Stated task:
Answer with one number: how many lines have "this".

Records supplied:
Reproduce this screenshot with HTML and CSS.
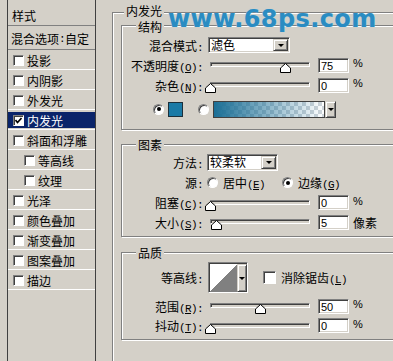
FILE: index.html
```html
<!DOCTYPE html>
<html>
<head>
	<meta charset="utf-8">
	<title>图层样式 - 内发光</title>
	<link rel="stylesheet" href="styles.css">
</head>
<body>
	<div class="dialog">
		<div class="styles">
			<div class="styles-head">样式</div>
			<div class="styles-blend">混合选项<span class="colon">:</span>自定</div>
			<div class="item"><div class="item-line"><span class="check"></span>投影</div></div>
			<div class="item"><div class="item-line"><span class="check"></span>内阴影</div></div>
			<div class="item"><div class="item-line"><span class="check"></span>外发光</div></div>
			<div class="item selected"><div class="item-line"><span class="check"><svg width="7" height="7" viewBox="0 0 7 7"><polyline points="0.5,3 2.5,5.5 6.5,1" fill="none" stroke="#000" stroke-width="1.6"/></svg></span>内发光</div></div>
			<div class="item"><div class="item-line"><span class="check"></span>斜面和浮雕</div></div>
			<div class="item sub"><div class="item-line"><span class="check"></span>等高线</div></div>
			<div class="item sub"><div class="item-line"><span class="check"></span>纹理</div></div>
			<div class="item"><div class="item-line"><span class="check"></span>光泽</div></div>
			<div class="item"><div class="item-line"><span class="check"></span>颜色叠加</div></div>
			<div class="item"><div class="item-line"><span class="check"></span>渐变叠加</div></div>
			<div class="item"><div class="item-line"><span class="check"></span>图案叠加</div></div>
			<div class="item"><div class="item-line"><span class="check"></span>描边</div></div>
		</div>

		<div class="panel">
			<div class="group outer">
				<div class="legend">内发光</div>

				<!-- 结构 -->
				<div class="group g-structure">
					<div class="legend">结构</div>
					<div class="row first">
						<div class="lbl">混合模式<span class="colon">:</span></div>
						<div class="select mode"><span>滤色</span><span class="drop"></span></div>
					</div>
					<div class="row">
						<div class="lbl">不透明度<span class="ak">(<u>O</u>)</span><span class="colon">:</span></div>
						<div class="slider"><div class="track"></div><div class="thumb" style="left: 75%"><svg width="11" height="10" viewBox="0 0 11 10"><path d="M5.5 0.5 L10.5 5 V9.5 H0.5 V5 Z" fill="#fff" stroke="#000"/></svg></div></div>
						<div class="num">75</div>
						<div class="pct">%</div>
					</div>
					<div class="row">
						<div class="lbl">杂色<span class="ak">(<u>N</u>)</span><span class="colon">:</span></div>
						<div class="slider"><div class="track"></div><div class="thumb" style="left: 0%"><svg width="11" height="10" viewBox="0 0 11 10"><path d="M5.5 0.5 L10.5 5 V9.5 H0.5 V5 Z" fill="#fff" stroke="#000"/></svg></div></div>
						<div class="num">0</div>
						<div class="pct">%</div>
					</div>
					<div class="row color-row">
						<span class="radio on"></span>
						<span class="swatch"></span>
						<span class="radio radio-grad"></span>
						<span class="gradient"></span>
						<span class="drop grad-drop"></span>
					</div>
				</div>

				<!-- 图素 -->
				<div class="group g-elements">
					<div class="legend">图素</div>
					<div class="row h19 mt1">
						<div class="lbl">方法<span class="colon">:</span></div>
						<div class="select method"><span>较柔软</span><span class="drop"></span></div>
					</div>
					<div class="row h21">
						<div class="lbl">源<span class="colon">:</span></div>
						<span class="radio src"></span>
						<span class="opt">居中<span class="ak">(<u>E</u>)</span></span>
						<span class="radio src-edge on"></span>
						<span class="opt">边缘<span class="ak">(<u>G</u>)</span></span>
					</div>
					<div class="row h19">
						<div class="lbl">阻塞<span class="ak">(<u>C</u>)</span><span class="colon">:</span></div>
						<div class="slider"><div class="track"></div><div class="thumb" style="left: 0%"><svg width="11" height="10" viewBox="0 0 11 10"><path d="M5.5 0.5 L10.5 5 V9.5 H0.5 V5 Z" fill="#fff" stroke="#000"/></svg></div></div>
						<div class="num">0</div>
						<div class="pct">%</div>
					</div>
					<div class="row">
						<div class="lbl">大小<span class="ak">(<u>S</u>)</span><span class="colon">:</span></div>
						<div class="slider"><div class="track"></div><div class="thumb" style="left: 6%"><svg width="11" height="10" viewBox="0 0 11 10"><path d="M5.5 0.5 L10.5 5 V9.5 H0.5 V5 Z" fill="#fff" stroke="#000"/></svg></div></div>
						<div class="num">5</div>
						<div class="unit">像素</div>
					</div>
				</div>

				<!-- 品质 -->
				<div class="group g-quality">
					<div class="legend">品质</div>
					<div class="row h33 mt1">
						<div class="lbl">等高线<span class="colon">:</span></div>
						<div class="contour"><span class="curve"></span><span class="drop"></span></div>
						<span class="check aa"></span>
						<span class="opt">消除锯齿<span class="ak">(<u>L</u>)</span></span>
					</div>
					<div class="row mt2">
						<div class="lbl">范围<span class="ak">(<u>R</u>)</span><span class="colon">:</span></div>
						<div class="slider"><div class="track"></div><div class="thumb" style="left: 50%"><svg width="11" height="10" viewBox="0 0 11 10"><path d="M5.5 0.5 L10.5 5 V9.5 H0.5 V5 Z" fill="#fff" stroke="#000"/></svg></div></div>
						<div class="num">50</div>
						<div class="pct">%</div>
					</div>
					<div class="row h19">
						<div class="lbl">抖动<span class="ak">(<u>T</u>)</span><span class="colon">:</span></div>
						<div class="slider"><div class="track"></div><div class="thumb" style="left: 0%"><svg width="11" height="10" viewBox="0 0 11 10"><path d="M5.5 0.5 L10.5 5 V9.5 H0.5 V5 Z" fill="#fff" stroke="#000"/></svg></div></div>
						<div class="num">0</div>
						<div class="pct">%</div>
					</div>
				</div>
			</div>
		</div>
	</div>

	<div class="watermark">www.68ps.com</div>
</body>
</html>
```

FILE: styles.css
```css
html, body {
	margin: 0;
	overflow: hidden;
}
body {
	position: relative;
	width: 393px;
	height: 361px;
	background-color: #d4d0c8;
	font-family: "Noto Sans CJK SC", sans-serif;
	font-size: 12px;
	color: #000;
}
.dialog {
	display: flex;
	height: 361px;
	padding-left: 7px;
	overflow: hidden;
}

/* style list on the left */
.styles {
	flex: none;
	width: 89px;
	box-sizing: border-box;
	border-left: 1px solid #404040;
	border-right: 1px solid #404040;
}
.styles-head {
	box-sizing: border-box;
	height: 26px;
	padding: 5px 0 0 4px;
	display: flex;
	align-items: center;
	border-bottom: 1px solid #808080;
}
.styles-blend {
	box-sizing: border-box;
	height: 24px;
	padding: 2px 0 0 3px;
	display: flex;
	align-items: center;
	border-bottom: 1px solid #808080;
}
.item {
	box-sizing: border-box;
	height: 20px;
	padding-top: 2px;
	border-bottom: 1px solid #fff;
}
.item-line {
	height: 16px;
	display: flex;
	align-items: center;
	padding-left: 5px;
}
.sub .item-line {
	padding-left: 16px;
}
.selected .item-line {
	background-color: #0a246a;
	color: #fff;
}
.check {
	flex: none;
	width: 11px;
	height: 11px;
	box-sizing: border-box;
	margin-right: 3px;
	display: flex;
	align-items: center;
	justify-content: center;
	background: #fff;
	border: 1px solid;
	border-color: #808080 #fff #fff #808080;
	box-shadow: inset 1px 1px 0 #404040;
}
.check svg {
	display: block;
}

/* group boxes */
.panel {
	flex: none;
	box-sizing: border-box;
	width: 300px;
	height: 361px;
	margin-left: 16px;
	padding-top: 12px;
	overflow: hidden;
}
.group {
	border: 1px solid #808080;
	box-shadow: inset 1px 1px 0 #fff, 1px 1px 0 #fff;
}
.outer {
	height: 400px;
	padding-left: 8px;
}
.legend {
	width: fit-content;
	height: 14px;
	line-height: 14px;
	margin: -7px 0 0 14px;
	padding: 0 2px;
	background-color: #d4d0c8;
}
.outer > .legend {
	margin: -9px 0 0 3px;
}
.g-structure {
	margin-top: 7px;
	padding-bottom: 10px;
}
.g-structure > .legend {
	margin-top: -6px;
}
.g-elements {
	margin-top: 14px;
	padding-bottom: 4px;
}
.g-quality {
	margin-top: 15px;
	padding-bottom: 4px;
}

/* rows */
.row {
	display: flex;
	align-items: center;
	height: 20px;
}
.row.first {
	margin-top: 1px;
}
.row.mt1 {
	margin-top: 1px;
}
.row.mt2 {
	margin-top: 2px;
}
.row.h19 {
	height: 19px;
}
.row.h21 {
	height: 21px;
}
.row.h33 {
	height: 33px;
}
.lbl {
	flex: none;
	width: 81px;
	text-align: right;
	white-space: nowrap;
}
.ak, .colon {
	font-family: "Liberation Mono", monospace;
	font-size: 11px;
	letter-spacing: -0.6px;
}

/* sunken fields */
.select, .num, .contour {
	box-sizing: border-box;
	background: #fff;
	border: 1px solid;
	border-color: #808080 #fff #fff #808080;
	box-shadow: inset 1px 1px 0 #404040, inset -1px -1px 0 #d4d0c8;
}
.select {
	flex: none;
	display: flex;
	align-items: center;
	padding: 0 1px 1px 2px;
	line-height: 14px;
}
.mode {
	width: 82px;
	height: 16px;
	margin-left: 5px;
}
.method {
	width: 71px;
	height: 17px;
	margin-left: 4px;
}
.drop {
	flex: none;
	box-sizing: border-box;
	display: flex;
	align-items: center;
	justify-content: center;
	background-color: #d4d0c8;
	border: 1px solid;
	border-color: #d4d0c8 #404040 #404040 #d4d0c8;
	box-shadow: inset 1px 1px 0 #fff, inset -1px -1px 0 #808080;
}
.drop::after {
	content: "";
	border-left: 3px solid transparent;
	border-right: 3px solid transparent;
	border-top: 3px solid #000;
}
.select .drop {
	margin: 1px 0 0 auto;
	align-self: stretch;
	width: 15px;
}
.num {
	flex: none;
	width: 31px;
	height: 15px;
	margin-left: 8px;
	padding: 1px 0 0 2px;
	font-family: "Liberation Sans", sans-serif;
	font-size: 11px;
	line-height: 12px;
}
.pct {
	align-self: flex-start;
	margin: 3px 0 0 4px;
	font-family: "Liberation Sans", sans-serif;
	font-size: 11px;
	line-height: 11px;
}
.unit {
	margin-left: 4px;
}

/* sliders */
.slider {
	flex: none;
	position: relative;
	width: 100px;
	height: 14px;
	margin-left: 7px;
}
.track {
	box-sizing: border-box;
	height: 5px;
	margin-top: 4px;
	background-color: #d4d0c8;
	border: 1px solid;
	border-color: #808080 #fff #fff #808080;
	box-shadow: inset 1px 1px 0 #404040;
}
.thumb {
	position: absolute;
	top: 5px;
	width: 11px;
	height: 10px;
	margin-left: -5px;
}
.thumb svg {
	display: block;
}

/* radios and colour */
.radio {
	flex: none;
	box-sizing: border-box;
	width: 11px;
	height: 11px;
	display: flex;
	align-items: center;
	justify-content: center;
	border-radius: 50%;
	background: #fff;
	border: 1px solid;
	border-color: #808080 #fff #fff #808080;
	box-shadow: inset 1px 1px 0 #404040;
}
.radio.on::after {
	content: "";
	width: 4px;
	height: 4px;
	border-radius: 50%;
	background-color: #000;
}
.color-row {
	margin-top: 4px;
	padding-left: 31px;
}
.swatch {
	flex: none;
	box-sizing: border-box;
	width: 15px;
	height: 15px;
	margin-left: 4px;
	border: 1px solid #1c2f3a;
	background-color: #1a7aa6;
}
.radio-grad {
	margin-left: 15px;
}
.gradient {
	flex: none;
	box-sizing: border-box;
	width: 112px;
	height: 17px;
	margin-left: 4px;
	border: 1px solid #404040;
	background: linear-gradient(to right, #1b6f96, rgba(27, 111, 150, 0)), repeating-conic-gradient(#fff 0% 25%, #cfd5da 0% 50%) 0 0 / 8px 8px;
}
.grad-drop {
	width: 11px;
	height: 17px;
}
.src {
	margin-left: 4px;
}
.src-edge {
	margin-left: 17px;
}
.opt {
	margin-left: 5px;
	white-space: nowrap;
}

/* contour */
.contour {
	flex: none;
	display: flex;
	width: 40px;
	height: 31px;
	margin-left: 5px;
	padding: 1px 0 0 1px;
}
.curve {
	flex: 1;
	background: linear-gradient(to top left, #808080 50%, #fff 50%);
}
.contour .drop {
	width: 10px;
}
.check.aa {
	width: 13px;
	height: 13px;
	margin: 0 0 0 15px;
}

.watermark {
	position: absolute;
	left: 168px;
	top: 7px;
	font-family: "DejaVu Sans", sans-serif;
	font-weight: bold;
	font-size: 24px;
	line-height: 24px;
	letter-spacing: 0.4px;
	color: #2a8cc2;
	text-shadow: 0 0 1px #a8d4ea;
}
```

--

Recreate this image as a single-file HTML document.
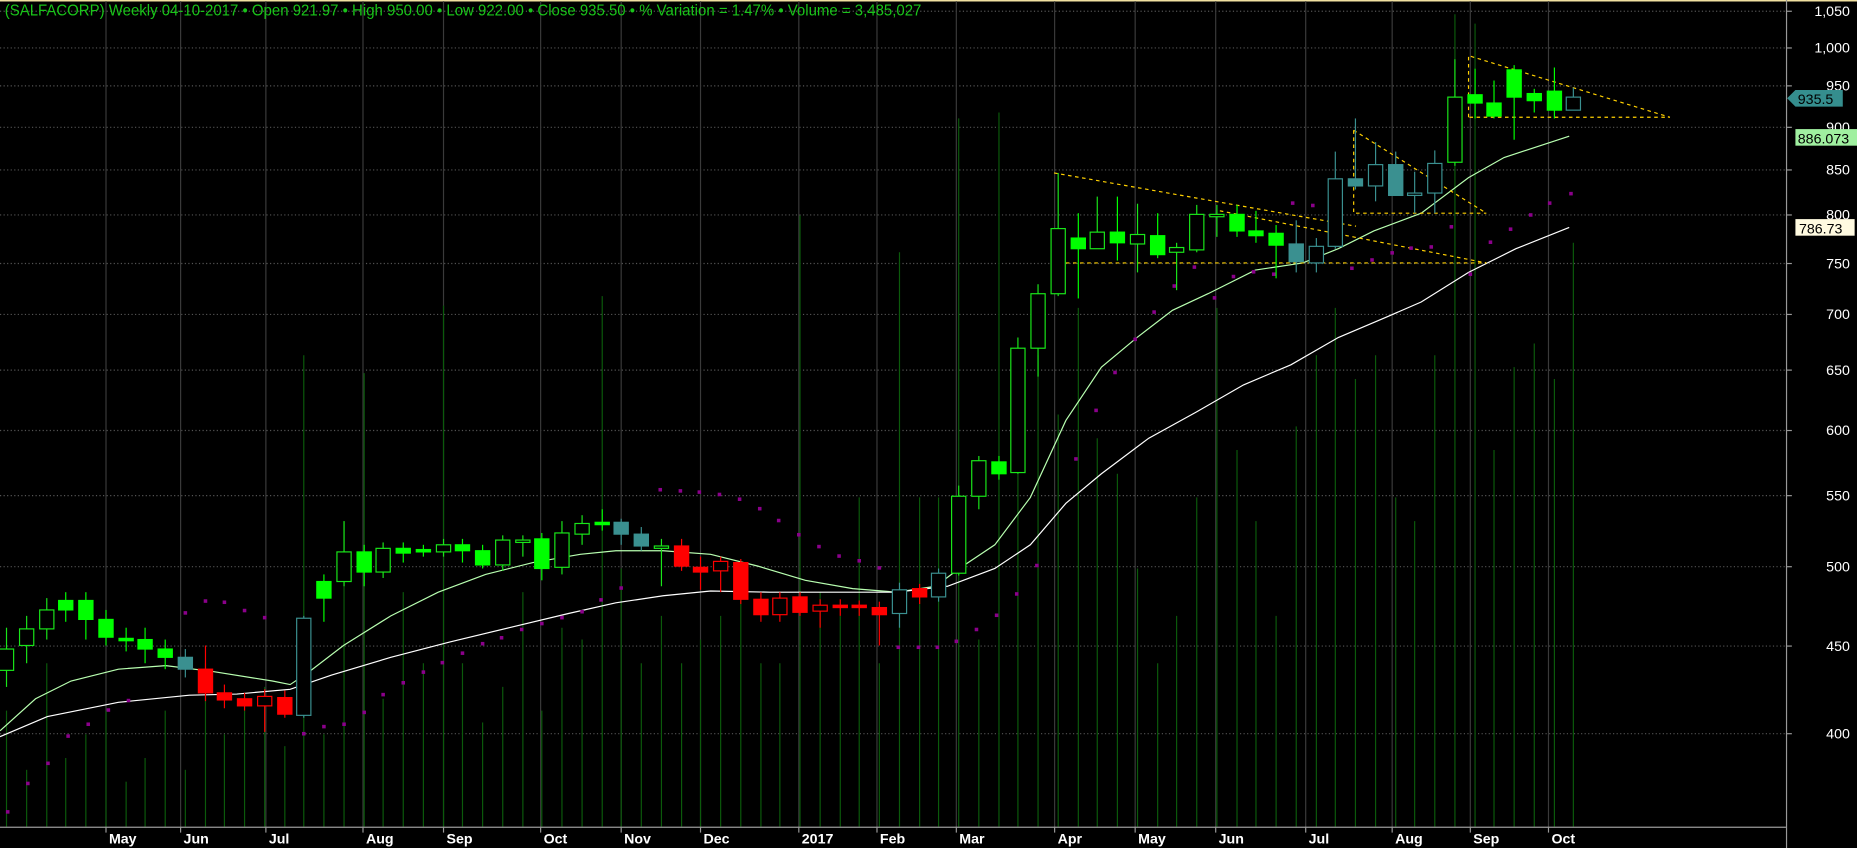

Task solution:
2